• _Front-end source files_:
--- START ---

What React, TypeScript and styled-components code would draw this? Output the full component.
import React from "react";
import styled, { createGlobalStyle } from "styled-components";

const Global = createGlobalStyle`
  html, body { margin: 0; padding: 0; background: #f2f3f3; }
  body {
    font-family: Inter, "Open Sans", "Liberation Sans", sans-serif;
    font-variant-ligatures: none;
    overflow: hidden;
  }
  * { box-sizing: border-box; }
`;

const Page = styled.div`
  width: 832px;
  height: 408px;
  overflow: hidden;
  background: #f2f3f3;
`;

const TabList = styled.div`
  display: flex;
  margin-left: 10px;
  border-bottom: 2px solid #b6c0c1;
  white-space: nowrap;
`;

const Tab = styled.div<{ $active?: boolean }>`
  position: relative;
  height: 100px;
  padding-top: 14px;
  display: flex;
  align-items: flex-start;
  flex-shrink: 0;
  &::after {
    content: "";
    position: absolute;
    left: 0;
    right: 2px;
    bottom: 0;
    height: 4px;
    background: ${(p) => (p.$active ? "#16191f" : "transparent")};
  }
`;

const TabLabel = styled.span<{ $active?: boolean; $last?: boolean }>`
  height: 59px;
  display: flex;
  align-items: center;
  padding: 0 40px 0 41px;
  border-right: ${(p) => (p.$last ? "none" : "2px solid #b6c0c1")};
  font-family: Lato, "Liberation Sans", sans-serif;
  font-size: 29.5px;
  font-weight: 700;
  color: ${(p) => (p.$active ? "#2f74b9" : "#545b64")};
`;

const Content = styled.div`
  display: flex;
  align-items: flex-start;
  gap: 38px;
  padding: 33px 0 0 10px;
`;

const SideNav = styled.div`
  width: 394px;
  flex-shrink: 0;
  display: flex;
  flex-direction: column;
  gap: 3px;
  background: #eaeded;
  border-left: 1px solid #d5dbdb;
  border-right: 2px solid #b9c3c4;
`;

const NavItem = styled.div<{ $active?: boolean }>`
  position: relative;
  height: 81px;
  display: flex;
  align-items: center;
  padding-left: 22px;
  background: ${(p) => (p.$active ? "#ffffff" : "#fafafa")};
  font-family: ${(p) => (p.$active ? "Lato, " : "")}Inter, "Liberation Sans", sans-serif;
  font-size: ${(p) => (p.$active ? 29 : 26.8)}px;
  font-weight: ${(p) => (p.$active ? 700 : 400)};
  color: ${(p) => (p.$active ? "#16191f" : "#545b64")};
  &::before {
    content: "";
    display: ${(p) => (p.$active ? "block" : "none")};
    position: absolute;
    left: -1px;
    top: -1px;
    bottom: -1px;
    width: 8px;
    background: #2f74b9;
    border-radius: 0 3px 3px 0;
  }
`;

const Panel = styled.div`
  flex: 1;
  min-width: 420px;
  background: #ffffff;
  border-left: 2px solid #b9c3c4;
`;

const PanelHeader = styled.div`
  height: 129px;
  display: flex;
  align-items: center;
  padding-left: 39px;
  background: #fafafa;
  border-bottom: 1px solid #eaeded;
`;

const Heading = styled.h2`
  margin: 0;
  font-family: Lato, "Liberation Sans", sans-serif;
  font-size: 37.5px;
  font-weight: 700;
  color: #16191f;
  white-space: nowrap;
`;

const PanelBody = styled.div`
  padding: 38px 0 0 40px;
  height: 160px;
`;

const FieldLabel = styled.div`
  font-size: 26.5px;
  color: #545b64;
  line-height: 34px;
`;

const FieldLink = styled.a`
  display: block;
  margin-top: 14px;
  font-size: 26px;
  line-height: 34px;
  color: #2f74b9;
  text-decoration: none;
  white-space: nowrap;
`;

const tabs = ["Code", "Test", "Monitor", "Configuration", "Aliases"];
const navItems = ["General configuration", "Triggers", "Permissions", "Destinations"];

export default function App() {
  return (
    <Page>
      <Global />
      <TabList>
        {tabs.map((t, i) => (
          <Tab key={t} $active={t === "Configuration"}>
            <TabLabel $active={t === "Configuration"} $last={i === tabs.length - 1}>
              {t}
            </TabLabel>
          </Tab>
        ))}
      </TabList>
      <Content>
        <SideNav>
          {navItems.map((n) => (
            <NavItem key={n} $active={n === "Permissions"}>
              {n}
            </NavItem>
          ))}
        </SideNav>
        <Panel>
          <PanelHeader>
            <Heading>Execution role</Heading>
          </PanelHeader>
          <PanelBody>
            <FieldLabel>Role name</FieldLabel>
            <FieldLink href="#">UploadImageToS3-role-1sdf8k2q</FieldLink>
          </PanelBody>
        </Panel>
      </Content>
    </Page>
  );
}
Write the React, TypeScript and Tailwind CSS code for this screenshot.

--- END ---

• _WHAT THE TASK ASKS_: Collect the lines that hold "components".

• _CORRECT OUTPUT_:
What React, TypeScript and styled-components code would draw this? Output the full component.
import styled, { createGlobalStyle } from "styled-components";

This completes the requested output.